Since the Communications Minister has indicated recently that the guidelines on the hike in FDI investment cap on telecom services to 74 per cent are expected to come out soon, Hutch may push through its IPO faster than expected.

Similarly, consolidation in the GSM mobile space has once again picked up momentum. The GSM players, who have been on a sell-out mode over the past year, have gone through a rough ride. While Aircel stake sale fell through with Hutch, Cingular Wireless 33 per cent equity stake held in Idea Cellular that was to be bought by Singapore Technologies Telemedia and Telekom Malaysia combine was called off recently on regulatory glitches.

However, there is no dearth of bidders for these GSM operators. For instance, BPL Mobile has been receiving a spate of unsolicited offers in the past few months and sooner or later, consolidation activity is slated to pick up again.

Every single deal by domestic players such as Bharti or Hutch can change the mobile subscriber sweepstakes in a big way and put greater competitive pressure on Reliance Infocomm.

Regulatory battles

The mettle of the new management will be tested in the battle over allocation of additional spectrum to both GSM and CDMA camps.

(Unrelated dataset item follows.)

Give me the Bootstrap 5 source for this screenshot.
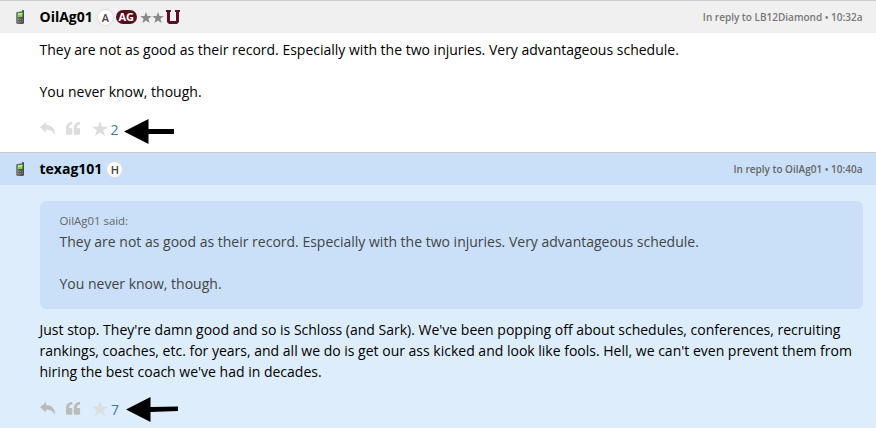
<!DOCTYPE html>
<html lang="en">
<head>
<meta charset="utf-8">
<title>Thread</title>
<meta name="viewport" content="width=device-width, initial-scale=1">
<link href="https://cdn.jsdelivr.net/npm/bootstrap@5.3.0/dist/css/bootstrap.min.css" rel="stylesheet">
<style>
body{font:14px/21px "Open Sans",sans-serif;color:#000;background:#fff;overflow:hidden}
.post{border-top:1px solid #ccc}
.first-post{height:152px}
.own-post{background:#deedfc;height:276px}
.post-head{height:32px;background:#f0f0f0;padding:0 13.5px 0 15px}
.own-post .post-head{background:#cae0f9}
.phone{width:10px;height:15px;margin-right:14.5px}
.user{font-size:14px;line-height:20px;padding-bottom:1px}
.meta{font-size:10px;font-weight:600;color:#777}
.own-post .meta{color:#666}
.tag{width:15px;height:15px;margin-left:5px;border-radius:50%;background:#fff;box-shadow:0 0 1px 1px #ddd;font-size:11px;font-weight:600;line-height:15px;color:#444;text-align:center}
.tag-ag{width:21px;height:14px;margin-left:3px;line-height:14px;border-radius:7px;background:#5a0e1c;color:#fff;font-size:11px;font-weight:700;text-align:center}
.rank{color:#888;margin-left:3px}
.team{margin-left:2.5px}
.post-body{padding:6px 13px 0 39.5px}
.own-post .post-body{padding-left:40px}
.reply-text{margin:10px 0 0 -.5px}
.quote{margin-top:10px;height:108px;background:#cae0f9;border-radius:6px;padding:10px 19.5px;color:#444}
.quote-by{font-size:11.4px;color:#666;line-height:20px}
.actions{height:26px;color:#ddd;margin-top:13px;padding-top:2px}
.own-post .actions{color:#bbb}
.actions .star{color:#ddd}
.act-icon{margin-bottom:2px}
.count{color:#337ab7;width:10px;margin-left:2px;padding-top:1px}
.pointer{margin-left:3px}
.first-post .pointer{margin-top:4px}
svg{display:block;flex:none}
</style>
</head>
<body>
<svg width="0" height="0" class="position-absolute" aria-hidden="true">
<defs>
<linearGradient id="shell"><stop offset="0" stop-color="#888"/><stop offset=".5" stop-color="#606060"/><stop offset="1" stop-color="#444"/></linearGradient>
<symbol id="phone" viewBox="0 0 10 15"><path d="M7 0h2v5H7z" fill="#666"/><path d="M1.5 2 8.5 1.2 9 2v11l-1 1H2l-1-1V3z" fill="url(#shell)"/><path d="m3 3.3 4.5-.5v4L3 7z" fill="#73e83c"/><path d="M3 3.3 7.5 2.8V4L3 5z" fill="#b0f58c"/><path d="M3 9h1v1H3zm2 0h1v1H5zm2 0h1v1H7zM3 11h1v1H3zm2 0h1v1H5zm2 0h1v1H7z" fill="#888"/></symbol>
<symbol id="reply" viewBox="0 0 15 13"><path d="M0 5.200 6 0v3c6 .2 9 3.600 9 10-1.800-3.500-4.200-5.200-9-5.200v2.800z" fill="currentColor"/></symbol>
<symbol id="quote" viewBox="0 0 15 13"><path id="mark" d="M6.3 0v2.400C4 2.600 3 3.800 3 6h2q1.300 0 1.300 1.300v4.100Q6.300 12.800 5 12.800H1.300Q0 12.800 0 11.400V6.500C0 2.500 2 0 6.300 0z" fill="currentColor"/><use href="#mark" x="7.8"/></symbol>
<symbol id="star" viewBox="0 0 16 15"><path d="m8 0 2 5.600 6 .1-4.800 3.600L13 15l-5-3.400L3 15l1.800-5.700L0 5.700l6-.1z" fill="currentColor"/></symbol>
</defs>
</svg>

<article class="post first-post">
  <header class="post-head d-flex align-items-center">
    <svg class="phone"><use href="#phone"/></svg>
    <strong class="user">OilAg01</strong>
    <span class="tag">A</span>
    <span class="tag-ag">AG</span>
    <span class="rank d-flex"><svg width="12" height="11"><use href="#star"/></svg><svg width="12" height="11"><use href="#star"/></svg></span>
    <svg class="team" width="14" height="14" viewBox="0 0 14 14"><path d="M0 0h5v2H4v9h6V2H9V0h5v2h-1v10l-2 2H3l-2-2V2H0z" fill="#5a0e2a"/></svg>
    <span class="meta ms-auto">In reply to LB12Diamond • 10:32a</span>
  </header>
  <div class="post-body">
    <p class="mb-0">They are not as good as their record. Especially with the two injuries. Very advantageous schedule.<br><br>You never know, though.</p>
    <div class="actions d-flex align-items-center">
      <svg class="act-icon" width="15" height="13"><use href="#reply"/></svg>
      <svg class="act-icon mx-2" width="20" height="13"><use href="#quote" x="3" width="15" height="13"/></svg>
      <svg class="act-icon star" width="18" height="15"><use href="#star" x="1" width="16" height="15"/></svg>
      <span class="count">2</span>
      <svg class="pointer" width="50" height="25" viewBox="0 0 50 25"><path d="M0 12.500 24.500 0v10H50v5H24.500v10z"/></svg>
    </div>
  </div>
</article>

<article class="post own-post">
  <header class="post-head d-flex align-items-center">
    <svg class="phone"><use href="#phone"/></svg>
    <strong class="user">texag101</strong>
    <span class="tag">H</span>
    <span class="meta ms-auto">In reply to OilAg01 • 10:40a</span>
  </header>
  <div class="post-body">
    <blockquote class="quote mb-0">
      <div class="quote-by">OilAg01 said:</div>
      They are not as good as their record. Especially with the two injuries. Very advantageous schedule.<br><br>You never know, though.
    </blockquote>
    <p class="reply-text">Just stop. They're damn good and so is Schloss (and Sark). We've been popping off about schedules, conferences, recruiting<br>rankings, coaches, etc. for years, and all we do is get our ass kicked and look like fools. Hell, we can't even prevent them from<br>hiring the best coach we've had in decades.</p>
    <div class="actions d-flex align-items-center">
      <svg class="act-icon" width="15" height="13"><use href="#reply"/></svg>
      <svg class="act-icon mx-2" width="20" height="13"><use href="#quote" x="3" width="15" height="13"/></svg>
      <svg class="act-icon star" width="18" height="15"><use href="#star" x="1" width="16" height="15"/></svg>
      <span class="count">7</span>
      <svg class="pointer" width="54" height="25" viewBox="-2 0 54 25"><path d="M0 12.500 24.500 0v10L52 9.500v4.500L24.500 15v10z"/></svg>
    </div>
  </div>
</article>
<script src="https://cdn.jsdelivr.net/npm/bootstrap@5.3.0/dist/js/bootstrap.bundle.min.js"></script>
</body>
</html>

As the GSM camp has mounted pressure on the government questioning the spectral efficiency of CDMA and allocation based on subscriber numbers, the outcome of this battle will be quite significant for Reliance.

If the additional spectrum is allotted as recommended by the telecom regulator, Reliance will be in a position to launch 3G services and gain a head start over its peers in the 3G arena.

At the same time, the controversy over alleged illegal call routing done by Reliance Infocomm refuses to die down completely. In the months ahead, there will be greater pressure on the new management to settle this controversy with the Department and Telecommunications and the state-owned Bharat Sanchar Nigam.